The global economy witnessed a lacklustre 2016. With uncertainties surrounding the policy stance of the new administrations in countries like US, UK and France, 2017 is expected to be a year of moderate growth too. The huge opportunity created by fintech start-ups has the potential to jumpstart the global economy, creating a win-win situation for financial services businesses as well as emerging countries. The demand created by emerging markets, in turn, would be enough to fuel businesses worldwide. Traditional Banking and Financial Services firms are now beginning to take note of this. Investment Banking behemoth Goldman Sachs, for the first time in its 147-year history, has entered into the world of retail lending by building a technology infrastructure called Marcus by Goldman Sachs, a new online personal lending platform, where credit-worthy borrowers can apply for fixed rate, no fee personal loans up to US$ 30,000 for periods of two to six years.
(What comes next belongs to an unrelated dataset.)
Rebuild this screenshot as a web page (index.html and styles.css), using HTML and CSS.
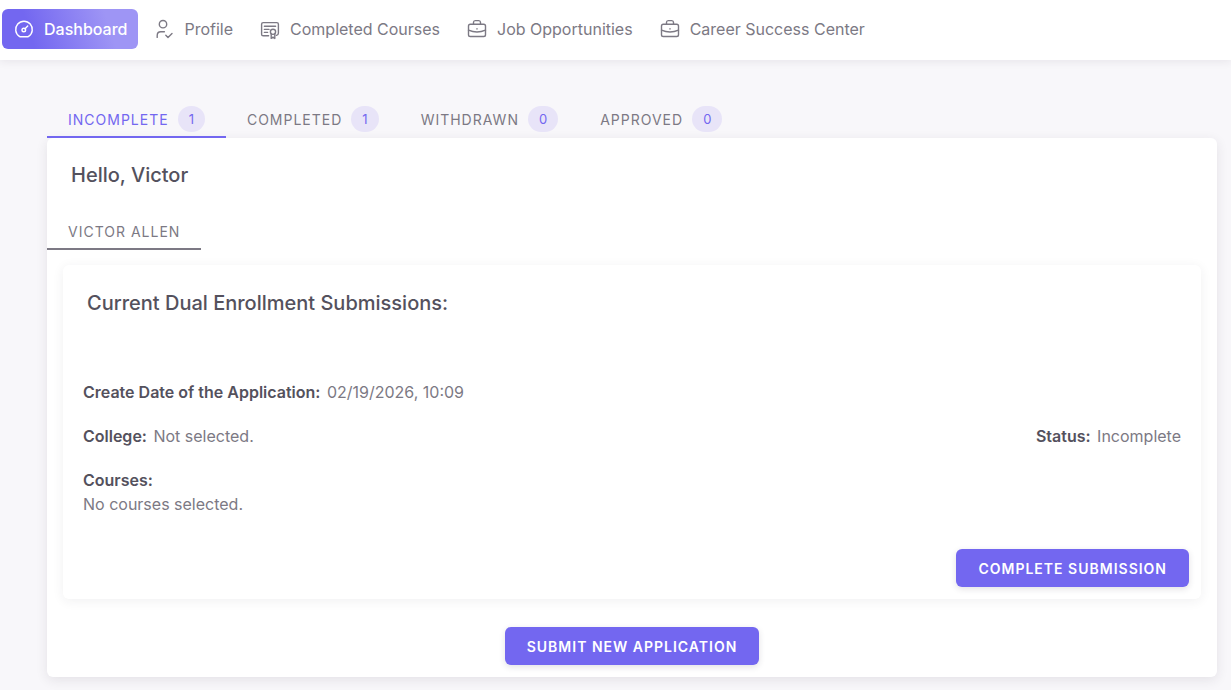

While this is an unprecedented chance for the fintech start-up community to impact every life across the globe, there is also the risk of handling exponential amounts of sensitive personal and financial data pertaining to individuals and businesses. Especially when financial institutions and/or governments are involved, this may well turn out to be a double-edged sword. While competition may be tough, making margins wafer thin, investing in top-notch security infrastructure may eventually turn out to be a greater differentiator than innovativeness alone. Following established industry practices such as performing KYC, due-diligence and AML checks along with fair interest rates will ensure healthy growth for this sector. Fintech startups must remain wary of going down the microfinance route, which started with great promise but faced issues due to lack of transparency, poor governance, coercive recovery practices and high lending rates. This opportunity can only turn into a remarkable success story if fintech startups stay close to their core competence: accessibility, ease of use, low cost and innovation.